What Jyoti’s case, and the hundreds of other complaints that FWA’s Disputes Settlement Committee receives, reiterate is that we are far from being able to root out this crime. The borders which define copyright of a person’s work are still porous. Many filmmakers still refuse to realize or acknowledge that when a writer writes, s/he is creating intellectual property. Tangible property with a potential commercial value! It is then his/her prerogative to allow the filmmaker to use it to make a film and exploit it for monetary gains. Writing a script is like building a house and leasing it to a tenant for a fee, with conditions attached. The tenant cannot claim that he built it. The owner’s authorship is permanent!

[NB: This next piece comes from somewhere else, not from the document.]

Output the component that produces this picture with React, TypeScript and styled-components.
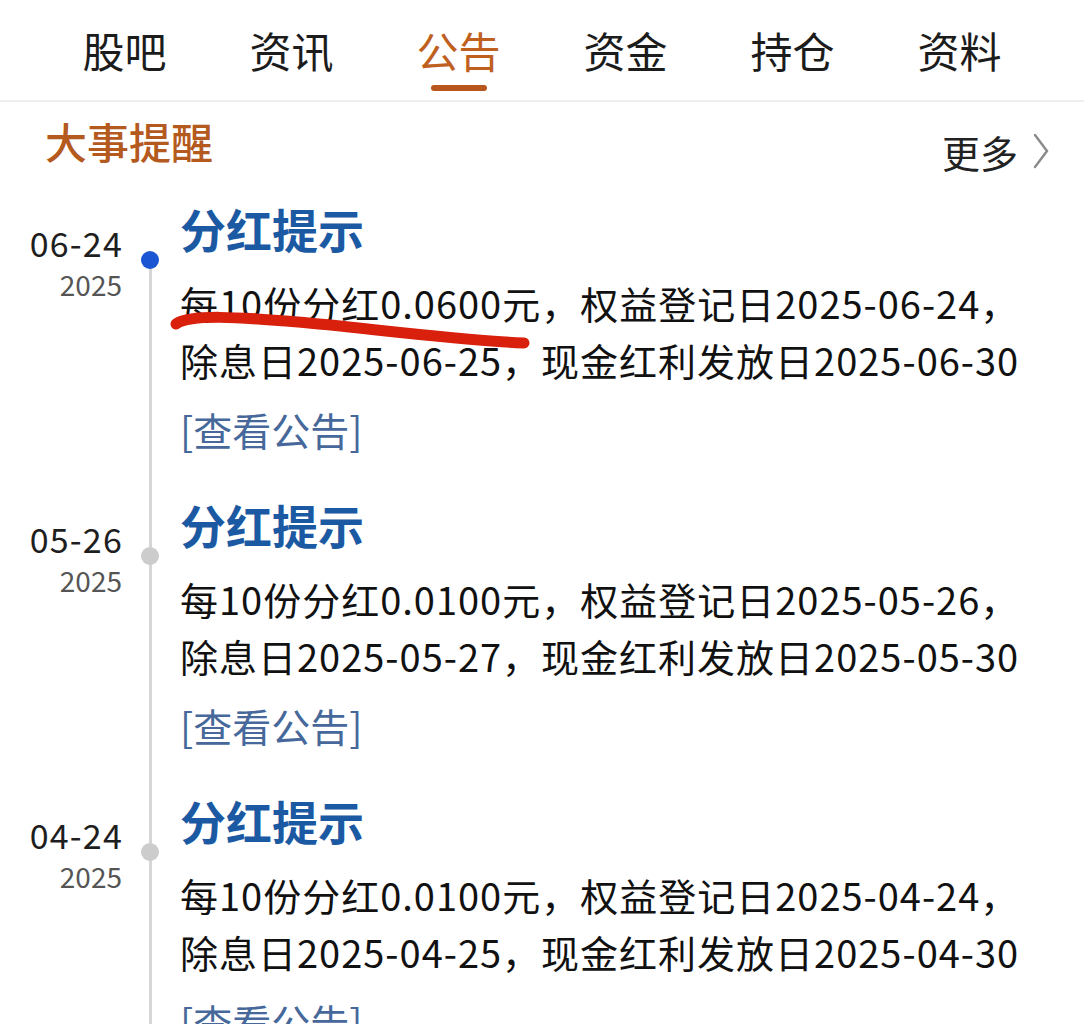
import React from 'react';
import styled, { createGlobalStyle } from 'styled-components';

const GlobalStyle = createGlobalStyle`
  html, body {
    margin: 0;
    padding: 0;
    background: #ffffff;
  }
  body {
    font-family: "Noto Sans CJK SC", "Noto Sans", sans-serif;
    color: #1a1a1a;
  }
`;

const Page = styled.div`
  width: 1084px;
  height: 1024px;
  overflow: hidden;
  background: #fff;
`;

const TabBar = styled.nav`
  display: flex;
  justify-content: center;
  height: 100px;
  border-bottom: 2px solid #eeeeee;
`;

const Tab = styled.div<{ $active?: boolean }>`
  position: relative;
  width: 167px;
  display: flex;
  align-items: center;
  justify-content: center;
  padding-bottom: 2px;
  font-size: 42px;
  color: ${(p) => (p.$active ? '#c0601f' : '#1c1c1c')};

  &::after {
    content: '';
    display: ${(p) => (p.$active ? 'block' : 'none')};
    position: absolute;
    left: 50%;
    bottom: 9px;
    width: 56px;
    height: 6px;
    margin-left: -28px;
    border-radius: 3px;
    background: #b8561d;
  }
`;

const SectionHead = styled.div`
  display: flex;
  align-items: center;
  justify-content: space-between;
  height: 98px;
  padding: 0 34px 0 45px;
`;

const SectionTitle = styled.h2`
  margin: 0 0 22px;
  font-size: 42px;
  font-weight: 500;
  color: #b45a1e;
`;

const More = styled.div`
  display: flex;
  align-items: center;
  gap: 14px;
  font-size: 38px;
  color: #222;
`;

const Timeline = styled.div`
  display: flex;
  flex-direction: column;
`;

const Item = styled.div`
  display: grid;
  grid-template-columns: 122px 58px 1fr;
  height: 296px;
`;

const DateCol = styled.div`
  display: flex;
  flex-direction: column;
  align-items: flex-end;
  padding-top: 22px;
`;

const Day = styled.div`
  font-size: 34px;
  line-height: 42px;
  letter-spacing: 1.2px;
  margin-right: -1px;
  color: #1e1e1e;
`;

const Year = styled.div`
  font-size: 28px;
  line-height: 40px;
  color: #555;
`;

const Axis = styled.div<{ $first?: boolean; $active?: boolean }>`
  position: relative;

  &::before {
    content: '';
    position: absolute;
    left: 27px;
    top: ${(p) => (p.$first ? '60px' : '0')};
    bottom: 0;
    width: 3px;
    background: #d6d6d6;
  }

  &::after {
    content: '';
    position: absolute;
    left: 19px;
    top: 51px;
    width: 18px;
    height: 18px;
    border-radius: 50%;
    background: ${(p) => (p.$active ? '#1a55d4' : '#cccccc')};
  }
`;

const Content = styled.div`
  position: relative;
`;

const Title = styled.div`
  font-size: 46px;
  line-height: 56px;
  font-weight: 700;
  color: #1b5aa3;
`;

const Body = styled.div`
  margin-top: 18px;
  font-size: 38px;
  line-height: 57px;
  letter-spacing: 1px;
  color: #111;
  white-space: nowrap;
`;

const Link = styled.div`
  margin-top: 13px;
  font-size: 39px;
  line-height: 57px;
  color: #46689a;
`;

const PenMark = styled.svg`
  position: absolute;
  left: -12px;
  top: 108px;
  width: 370px;
  height: 50px;
  overflow: visible;
  pointer-events: none;
`;

const Chevron = () => (
  <svg width="18" height="38" viewBox="0 0 18 38">
    <path d="M3 3 L15 19 L3 35" fill="none" stroke="#8a8a8a" strokeWidth="2.4" strokeLinecap="round" />
  </svg>
);

const tabs = ['股吧', '资讯', '公告', '资金', '持仓', '资料'];

const events = [
  {
    day: '06-24',
    year: '2025',
    line1: '每10份分红0.0600元，权益登记日2025-06-24，',
    line2: '除息日2025-06-25，现金红利发放日2025-06-30',
  },
  {
    day: '05-26',
    year: '2025',
    line1: '每10份分红0.0100元，权益登记日2025-05-26，',
    line2: '除息日2025-05-27，现金红利发放日2025-05-30',
  },
  {
    day: '04-24',
    year: '2025',
    line1: '每10份分红0.0100元，权益登记日2025-04-24，',
    line2: '除息日2025-04-25，现金红利发放日2025-04-30',
  },
];

export default function App() {
  return (
    <Page>
      <GlobalStyle />
      <TabBar>
        {tabs.map((t) => (
          <Tab key={t} $active={t === '公告'}>
            {t}
          </Tab>
        ))}
      </TabBar>
      <SectionHead>
        <SectionTitle>大事提醒</SectionTitle>
        <More>
          更多
          <Chevron />
        </More>
      </SectionHead>
      <Timeline>
        {events.map((e, i) => (
          <Item key={e.day}>
            <DateCol>
              <Day>{e.day}</Day>
              <Year>{e.year}</Year>
            </DateCol>
            <Axis $first={i === 0} $active={i === 0} />
            <Content>
              <Title>分红提示</Title>
              <Body>
                {e.line1}
                <br />
                {e.line2}
              </Body>
              <Link>[查看公告]</Link>
              {i === 0 && (
                <PenMark viewBox="0 0 370 50">
                  <path
                    d="M8 16 C 22 6, 70 9, 130 14 S 285 32, 356 35"
                    fill="none"
                    stroke="#d8200c"
                    strokeWidth="11"
                    strokeLinecap="round"
                  />
                </PenMark>
              )}
            </Content>
          </Item>
        ))}
      </Timeline>
    </Page>
  );
}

While it is tempting to rhetorically lament that the film and TV industries’ attitude towards writers and writing has to change, it is essential to realize that such change doesn’t happen automatically. It is imperative that first writers themselves become that change by treating their work as rightfully their own, by becoming cognizant and familiar with their rights in it, and by being determined to protect those. It is this reorientation which is going to be the big factor in ushering in a sea change in the screenwriter’s status in this industry.
Writers feel vulnerable and nervous, and many a time isolated, in their individual fights. Sure. But, so did Jyoti Kapoor! However, she hung on. And, fought with conviction in the belief that what was hers was hers. Her victory, which is not as big as it should have been, has gone a significant distance in boosting the morale of other writers, and has also created a fighting precedent. Even legally so. It has also proved that our judicial system is gradually but surely getting sensitized to writers’ distress, and happy to intervene to offer redress.
The time seems to have come for the screenwriter to say NO to his work being distorted or undervalued, to her position being undermined, to any action that causes his/her dignity as a writer to be lowered.